Here we see that we have obtained an eternal life that in God’s Son, a life that is “eternal” in the sense that it has neither beginning nor end. So when God saved me, he gave me the life that is in His Son, not just to live forever, but having that eternal character that stretches into the infinite past and into the infinite future. This may seem like a difference without a distinction, but as a one-time math major I see a difference. I will live forever since God saved me. But I will always be able to tell exactly how long I have been saved (at least relative to time on Earth). Since I was saved on Feb 18, 1973, today on April 20, 2014, I have been saved 15,036 days (Excel is very useful). So even though the time ahead of me is infinite, my experience of that time always has a finite measurement. The last verse that is usually sung in the hymn “Amazing Grace” alludes to this:

When we’ve been there ten thousand years
Bright shining as the sun,
We’ve no less days to sing God’s praise
Than when we’d first begun.

But we have more than that, we have the life that is in His Son, an eternal life without beginning or end, a truly infinite life:

And you [hath he quickened], who were dead in trespasses and sins; Wherein in time past ye walked according to the course of this world, according to the prince of the power of the air, the spirit that now worketh in the children of disobedience: Among whom also we all had our conversation in times past in the lusts of our flesh, fulfilling the desires of the flesh and of the mind; and were by nature the children of wrath, even as others. But God, who is rich in mercy, for his great love wherewith he loved us, Even when we were dead in sins, hath quickened us together with Christ, (by grace ye are saved;) And hath raised [us] up together, and made [us] sit together in heavenly [places] in Christ Jesus: That in the ages to come he might shew the exceeding riches of his grace in [his] kindness toward us through Christ Jesus. For by grace are ye saved through faith; and that not of yourselves: [it is] the gift of God: Not of works, lest any man should boast. For we are his workmanship, created in Christ Jesus unto good works, which God hath before ordained that we should walk in them. (Eph 2:1-10)

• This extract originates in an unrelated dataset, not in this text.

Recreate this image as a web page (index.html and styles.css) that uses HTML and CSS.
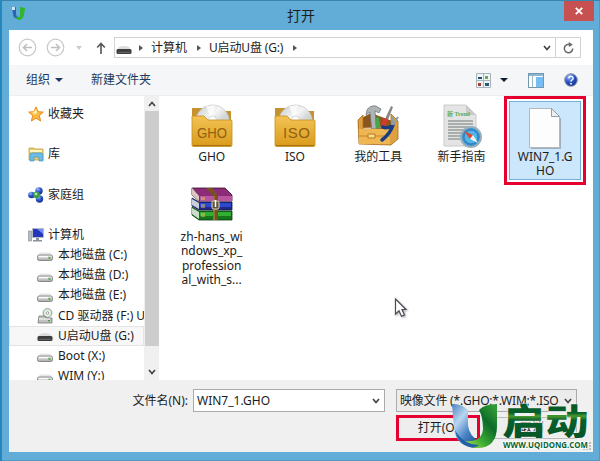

On this Easter, know that God has raised Jesus from the dead, and through Him, His work on the cross, and His resurrection from the dead, God is able to save everyone.

The Lord is not slack concerning his promise, as some men count slackness; but is longsuffering to us-ward, not willing that any should perish, but that all should come to repentance. (2 Peter 3:9)
Who will have all men to be saved, and to come unto the knowledge of the truth. (1 Tim 2:4)

The choice is yours. Where will you be “for ever and ever?”